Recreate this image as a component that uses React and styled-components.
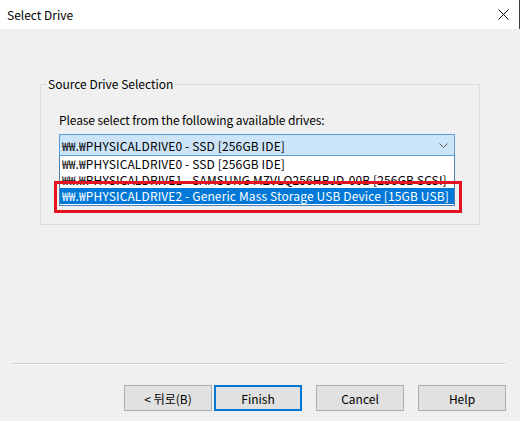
import React from "react";
import styled, { createGlobalStyle } from "styled-components";

const Global = createGlobalStyle`
  html, body { margin: 0; padding: 0; background: #f0f0f0; }
  body { font-family: "Noto Sans CJK KR", "Noto Sans", sans-serif; font-size: 12px; color: #000; }
`;

const Window = styled.div`
  width: 520px;
  height: 421px;
  display: flex;
  flex-direction: column;
  background: #f0f0f0;
  box-sizing: border-box;
`;

const TitleBar = styled.div`
  height: 29px;
  flex: none;
  background: #fff;
  display: flex;
  align-items: center;
  justify-content: space-between;
  padding: 0 10px 0 7px;
  border-right: 1px solid #3c3c3c;
  box-sizing: border-box;
`;

const Title = styled.span`
  font-size: 12px;
`;

const Body = styled.div`
  flex: 1;
  display: flex;
  flex-direction: column;
  padding: 48px 0 10px 0;
`;

const Group = styled.fieldset`
  margin: 0 40px 0 40px;
  padding: 11px 18px 0 18px;
  height: 148px;
  box-sizing: border-box;
  border: 1px solid #dcdcdc;
  min-width: 0;
`;

const Legend = styled.legend`
  margin-left: -13px;
  padding: 0 2px;
  font-size: 12px;
  line-height: 14px;
`;

const Prompt = styled.div`
  font-size: 12px;
  line-height: 16px;
  letter-spacing: -0.1px;
  margin: 10px 0 6px 0;
`;

const ComboWrap = styled.div`
  position: relative;
  width: 396px;
`;

const Combo = styled.div`
  height: 22px;
  box-sizing: border-box;
  background: #cce4f7;
  border: 1px solid #5a9fdc;
  display: flex;
  align-items: center;
  justify-content: space-between;
  padding: 0 6px 0 2px;
  font-size: 12px;
  letter-spacing: 0.13px;
`;

const List = styled.div`
  border: 1px solid #4f7fb0;
  border-top: none;
  background: #fff;
  padding-bottom: 1px;
`;

const Item = styled.div`
  height: 16px;
  line-height: 16px;
  padding: 0 2px;
  white-space: nowrap;
  overflow: hidden;
  font-size: 12px;
  letter-spacing: 0.13px;
  background: ${(p) => (p.$selected ? "#0078d7" : "transparent")};
  color: ${(p) => (p.$selected ? "#fff" : "#000")};
`;

const Highlight = styled.div`
  position: absolute;
  left: -5px;
  top: 47px;
  width: 408px;
  height: 32px;
  box-sizing: border-box;
  border: 3px solid #e3131f;
  pointer-events: none;
`;

const Footer = styled.div`
  margin-top: auto;
  display: flex;
  flex-direction: column;
`;

const Separator = styled.div`
  margin: 0 14px 0 11px;
  height: 1px;
  background: #d2d2d2;
  border-bottom: 1px solid #fafafa;
`;

const ButtonRow = styled.div`
  display: flex;
  justify-content: flex-end;
  padding: 20px 14px 0 0;
  gap: 14px;
`;

const Pair = styled.div`
  display: flex;
  gap: 2px;
`;

const Button = styled.button`
  width: 88px;
  height: 26px;
  box-sizing: border-box;
  background: #e1e1e1;
  border: ${(p) => (p.$default ? "2px solid #0078d7" : "1px solid #adadad")};
  font-family: "Noto Sans CJK KR", "Noto Sans", sans-serif;
  font-size: 12px;
  color: #000;
  padding: 0;
  margin: 0;
`;

const Chevron = () => (
  <svg width="9" height="5" viewBox="0 0 9 5">
    <path d="M0.5 0.5 L4.5 4.5 L8.5 0.5" fill="none" stroke="#606060" strokeWidth="1" />
  </svg>
);

const CloseIcon = () => (
  <svg width="11" height="11" viewBox="0 0 11 11">
    <path d="M0.5 0.5 L10.5 10.5 M10.5 0.5 L0.5 10.5" stroke="#000" strokeWidth="1" fill="none" />
  </svg>
);

const drives = [
  "₩₩.₩PHYSICALDRIVE0 - SSD [256GB IDE]",
  "₩₩.₩PHYSICALDRIVE1 - SAMSUNG MZVLQ256HBJD-00B [256GB SCSI]",
  "₩₩.₩PHYSICALDRIVE2 - Generic Mass Storage USB Device [15GB USB]",
];

export default function App() {
  return (
    <>
      <Global />
      <Window>
        <TitleBar>
          <Title>Select Drive</Title>
          <CloseIcon />
        </TitleBar>
        <Body>
          <Group>
            <Legend>Source Drive Selection</Legend>
            <Prompt>Please select from the following available drives:</Prompt>
            <ComboWrap>
              <Combo>
                <span>{drives[0]}</span>
                <Chevron />
              </Combo>
              <List>
                {drives.map((d, i) => (
                  <Item key={d} $selected={i === 2}>{d}</Item>
                ))}
              </List>
              <Highlight />
            </ComboWrap>
          </Group>
          <Footer>
            <Separator />
            <ButtonRow>
              <Pair>
                <Button>&lt; 뒤로(B)</Button>
                <Button $default>Finish</Button>
              </Pair>
              <Button>Cancel</Button>
              <Button>Help</Button>
            </ButtonRow>
          </Footer>
        </Body>
      </Window>
    </>
  );
}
══════════
◆ **WRITTEN INSTRUCTION**
Reproduce the listing exactly. Leave its pictures out.

◆ **REPLY TO THE EXERCISE**
Recreate this image as a component that uses React and styled-components.
import React from "react";
import styled, { createGlobalStyle } from "styled-components";

const Global = createGlobalStyle`
  html, body { margin: 0; padding: 0; background: #f0f0f0; }
  body { font-family: "Noto Sans CJK KR", "Noto Sans", sans-serif; font-size: 12px; color: #000; }
`;

const Window = styled.div`
  width: 520px;
  height: 421px;
  display: flex;
  flex-direction: column;
  background: #f0f0f0;
  box-sizing: border-box;
`;

const TitleBar = styled.div`
  height: 29px;
  flex: none;
  background: #fff;
  display: flex;
  align-items: center;
  justify-content: space-between;
  padding: 0 10px 0 7px;
  border-right: 1px solid #3c3c3c;
  box-sizing: border-box;
`;

const Title = styled.span`
  font-size: 12px;
`;

const Body = styled.div`
  flex: 1;
  display: flex;
  flex-direction: column;
  padding: 48px 0 10px 0;
`;

const Group = styled.fieldset`
  margin: 0 40px 0 40px;
  padding: 11px 18px 0 18px;
  height: 148px;
  box-sizing: border-box;
  border: 1px solid #dcdcdc;
  min-width: 0;
`;

const Legend = styled.legend`
  margin-left: -13px;
  padding: 0 2px;
  font-size: 12px;
  line-height: 14px;
`;

const Prompt = styled.div`
  font-size: 12px;
  line-height: 16px;
  letter-spacing: -0.1px;
  margin: 10px 0 6px 0;
`;

const ComboWrap = styled.div`
  position: relative;
  width: 396px;
`;

const Combo = styled.div`
  height: 22px;
  box-sizing: border-box;
  background: #cce4f7;
  border: 1px solid #5a9fdc;
  display: flex;
  align-items: center;
  justify-content: space-between;
  padding: 0 6px 0 2px;
  font-size: 12px;
  letter-spacing: 0.13px;
`;

const List = styled.div`
  border: 1px solid #4f7fb0;
  border-top: none;
  background: #fff;
  padding-bottom: 1px;
`;

const Item = styled.div`
  height: 16px;
  line-height: 16px;
  padding: 0 2px;
  white-space: nowrap;
  overflow: hidden;
  font-size: 12px;
  letter-spacing: 0.13px;
  background: ${(p) => (p.$selected ? "#0078d7" : "transparent")};
  color: ${(p) => (p.$selected ? "#fff" : "#000")};
`;

const Highlight = styled.div`
  position: absolute;
  left: -5px;
  top: 47px;
  width: 408px;
  height: 32px;
  box-sizing: border-box;
  border: 3px solid #e3131f;
  pointer-events: none;
`;

const Footer = styled.div`
  margin-top: auto;
  display: flex;
  flex-direction: column;
`;

const Separator = styled.div`
  margin: 0 14px 0 11px;
  height: 1px;
  background: #d2d2d2;
  border-bottom: 1px solid #fafafa;
`;

const ButtonRow = styled.div`
  display: flex;
  justify-content: flex-end;
  padding: 20px 14px 0 0;
  gap: 14px;
`;

const Pair = styled.div`
  display: flex;
  gap: 2px;
`;

const Button = styled.button`
  width: 88px;
  height: 26px;
  box-sizing: border-box;
  background: #e1e1e1;
  border: ${(p) => (p.$default ? "2px solid #0078d7" : "1px solid #adadad")};
  font-family: "Noto Sans CJK KR", "Noto Sans", sans-serif;
  font-size: 12px;
  color: #000;
  padding: 0;
  margin: 0;
`;

const Chevron = () => (
  <svg width="9" height="5" viewBox="0 0 9 5">
    <path d="M0.5 0.5 L4.5 4.5 L8.5 0.5" fill="none" stroke="#606060" strokeWidth="1" />
  </svg>
);

const CloseIcon = () => (
  <svg width="11" height="11" viewBox="0 0 11 11">
    <path d="M0.5 0.5 L10.5 10.5 M10.5 0.5 L0.5 10.5" stroke="#000" strokeWidth="1" fill="none" />
  </svg>
);

const drives = [
  "₩₩.₩PHYSICALDRIVE0 - SSD [256GB IDE]",
  "₩₩.₩PHYSICALDRIVE1 - SAMSUNG MZVLQ256HBJD-00B [256GB SCSI]",
  "₩₩.₩PHYSICALDRIVE2 - Generic Mass Storage USB Device [15GB USB]",
];

export default function App() {
  return (
    <>
      <Global />
      <Window>
        <TitleBar>
          <Title>Select Drive</Title>
          <CloseIcon />
        </TitleBar>
        <Body>
          <Group>
            <Legend>Source Drive Selection</Legend>
            <Prompt>Please select from the following available drives:</Prompt>
            <ComboWrap>
              <Combo>
                <span>{drives[0]}</span>
                <Chevron />
              </Combo>
              <List>
                {drives.map((d, i) => (
                  <Item key={d} $selected={i === 2}>{d}</Item>
                ))}
              </List>
              <Highlight />
            </ComboWrap>
          </Group>
          <Footer>
            <Separator />
            <ButtonRow>
              <Pair>
                <Button>&lt; 뒤로(B)</Button>
                <Button $default>Finish</Button>
              </Pair>
              <Button>Cancel</Button>
              <Button>Help</Button>
            </ButtonRow>
          </Footer>
        </Body>
      </Window>
    </>
  );
}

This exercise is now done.